Desde que en 1972 se priorizó dentro de las tareas de la Unesco identificar y proteger el patrimonio material e inmaterial tanto cultural como natural, han sucedido una serie de esfuerzos por construir narrativas alrededor de estos lugares para acceder a la certificación que los ponga en el mapa del turismo mundial y también que los proteja. En el caso de Barichara, por ejemplo, no tiene el título de la Unesco, pero sí es un pueblo patrimonio y su centro histórico es desde 1975 monumento nacional. Las prácticas artesanales son además patrimonio inmaterial del país.
El potencial económico de una ciudad puede no sólo estar atado a su iconografía, sino que también puede motivarla a invertir en la construcción de tales íconos. Así han hecho en Barranquilla en los últimos años con la inauguración del malecón, la Ventana al Mundo y la Aleta del Tiburón. Lo iconográfico facilita el flujo económico y la transformación social de los espacios. El centro histórico de Cartagena, apenas hace tres décadas en deterioro, cambió su función económica y también la conformación poblacional del área a causa de la restauración y, como consecuencia, la inevitable gentrificación.
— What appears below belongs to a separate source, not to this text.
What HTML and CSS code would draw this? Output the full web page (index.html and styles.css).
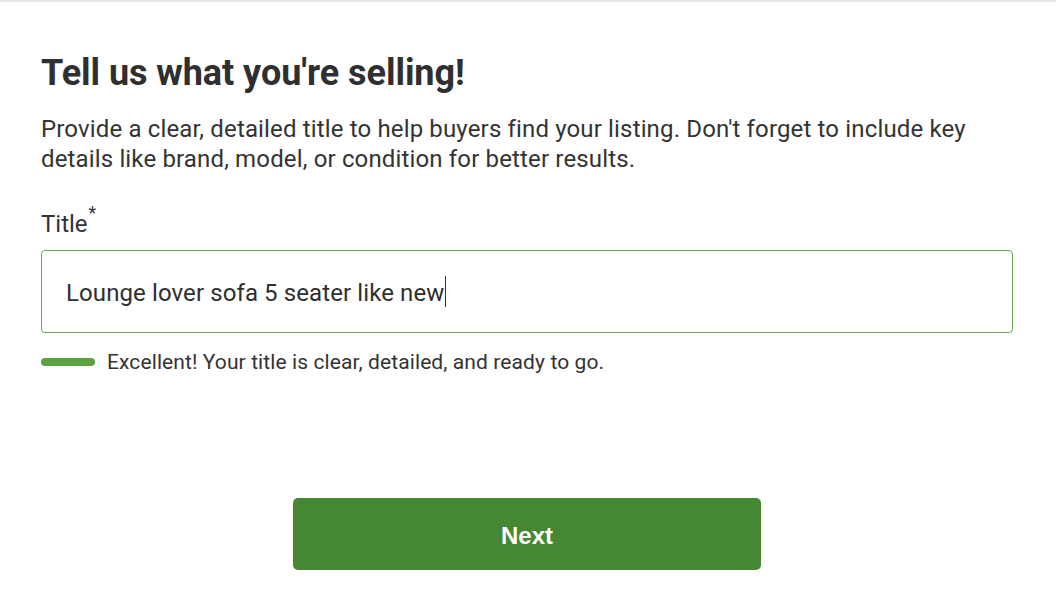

¿Qué significa esto para una ciudad o un pueblo? Significa que en el mantenimiento de ese patrimonio radica no sólo un capital identitario sino un ingreso económico que sostiene parte de su vida productiva. Pero en esa ecuación de supuesto bienestar a mí siempre me ha faltado una parte y es la variable del tiempo y de la voluntad de las personas; la fluidez con la que los humanos contamos para adaptarnos, para vivir, para existir y para ser. Cuando un lugar se convierte en patrimonio parece adquirir la doble condición de coronado y también de condenado, porque desde ese momento en adelante parece no poder ser nada más que eso: un patrimonio que hay que proteger dejando poco margen para la vida y la transformación orgánica.
Es compleja esa doble condición. La mercantilización de las ciudades a través de la “marca ciudad” ofrece el espacio como producto, dándole valor simbólico sobre todo al material de construcción. Ya no es un mero eslogan, sino un esfuerzo de planeación tanto urbana como mediática y globalizante que posiciona a la ciudad en el mapa mental de los que viajan, estimulando su deseo.
El arquitecto mexicano y profesor en teoría crítica Lorenzo Rocha escribió que “la ciudad icónica es la negación de la ciudad genérica”, esa ciudad que atravesamos mientras buscamos entre calles aparentemente poco especiales los monumentos soñados, los rincones fotografiables. Ante la búsqueda del valor diferencial que promueva a ciudades, pueblos y territorios paradisíacos como productos turísticos —uno de los principales objetivos del Gobierno colombiano actual—, la ciudad genérica parece ser cada vez más el problema que resolveremos después. Como si no fuera justamente de ese sitio, al que hemos empujado todo aquello que no cabe en el relato fabricado, de donde sale históricamente la riqueza tan apetecida.